There are Italian companies, like Officine Meccaniche Toscane and Rapanelli who make full olive oil milling systems, but they’re much smaller, what he calls “piccoline, piccoline.” When I mention the home olive oil equipment, such as Oliomio produced in Australia, he says “They’re toys.” He makes pro machines. The Molinetto is the Pieralisi’s entry system. I ask him how much it costs, and he gets on the telephone for the price. A minute later, he has the answer, the Molinetto costs €29,000 ($36,250). The largest machines, of course, cost a great deal more than that, but the Ingegnere declines to specify.
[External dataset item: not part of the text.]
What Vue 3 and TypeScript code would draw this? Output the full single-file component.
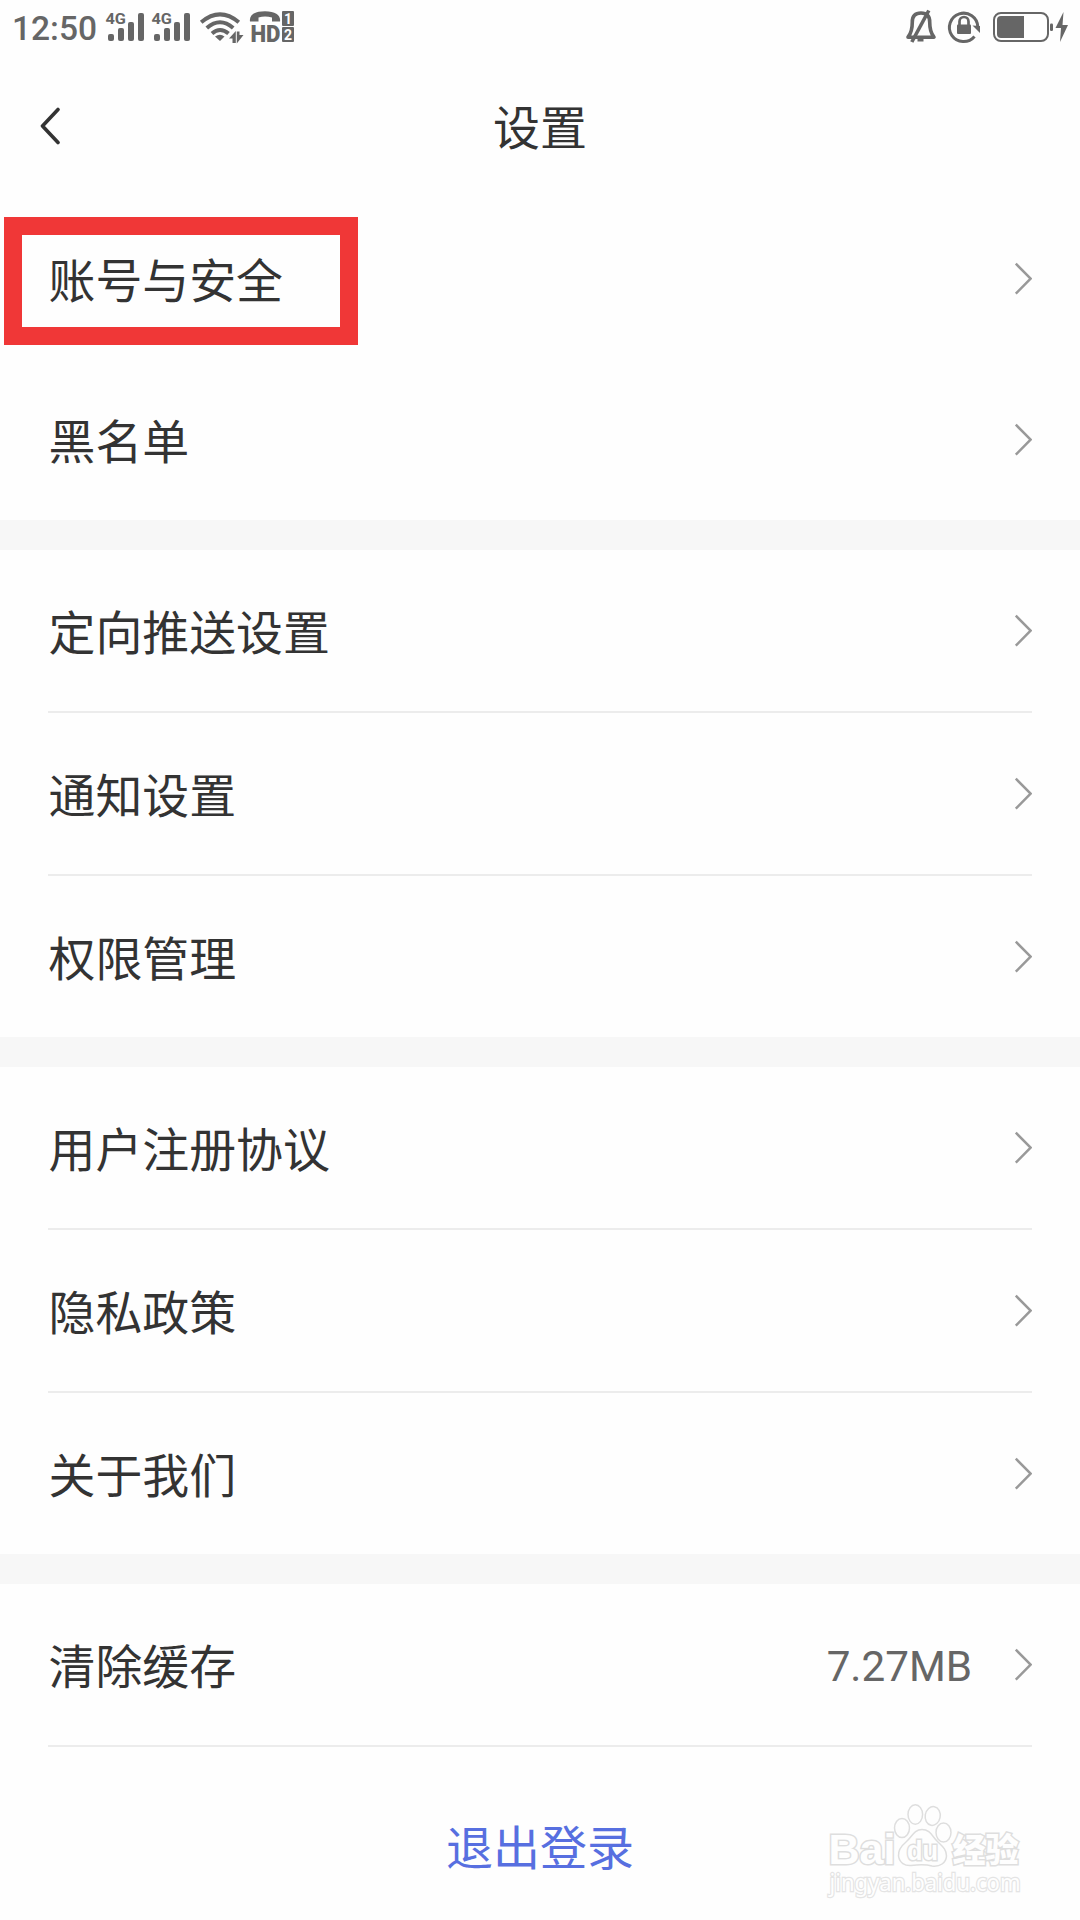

Much of the conversation centers on Spain because that country produces nearly half of the world’s olive oil. Pieralisi says of southern Spain:
“If you go to Andalusia you see a sea of olive trees, all the hills are covered with olive trees. You can travel 200 kilometers and to the left and to the right, you’ll see nothing but olive trees. It’s a marvelous sight. Now is the flowering season in Spain’s olive country and the amount of pollen these trees produce is very high, so high that some people suffer from allergies, and you hear on the radio, every half hour, announcements about the percentage of pollen in the air. If the pollen gets to an unsafe level, the announcer recommends that those who are suffering from asthma go towards the sea. When you drive down the roads, you see pollen transported by the wind, the pollen swept down the roads, like snow, flour-like snow.”
Gennaro Pieralisi graduated with a degree in mechanical engineering in 1965 from the University of Pisa. The following year, he went to Spain and set up a joint venture with Spanish investors to sell olive oil making equipment. It was an early, and very smart, entrance in what would become a huge market for Pieralisi. Interestingly, the Ingengnere says that it was only 25 years ago that the Spanish went into extra-virgin olive oil, before that it was mostly lampante oil, an inedible grade of oil. Most of Spain’s olive oil, about 80%, is produced by cooperatives. They are very powerful entities, often with their own banks. If the Molinetto, the entry system can process 6,000 kilos of olives in a twenty-four hour day, the ones Pieralisi sells to the Spanish cooperatives can process 100,000 kilos in 24 hours. Typically they will have 10 lines running at the same location, processing an amazing 1,000,000 kilos.
The Gruppo Pieralisi sells in all the countries in the world that produce olive oil, in the northern hemisphere those are countries between the 30 and 45th parallel, the band with the right climate conditions. Just recently four olive oil extraction systems were sold to customers in China. He says that the olive oil growing is in expansion, but it’s a slow expansion since it takes four years before the trees bear sufficient fruit, unlike other agricultural crops, which take six months or so, and can be planted, or not, depending on the market. Olive trees require a commitment of years. In the southern hemisphere, Australia and New Zealand, Chile and Brazil are relatively new entrants in the production of olives and good customers. Angola is considering planting olive trees.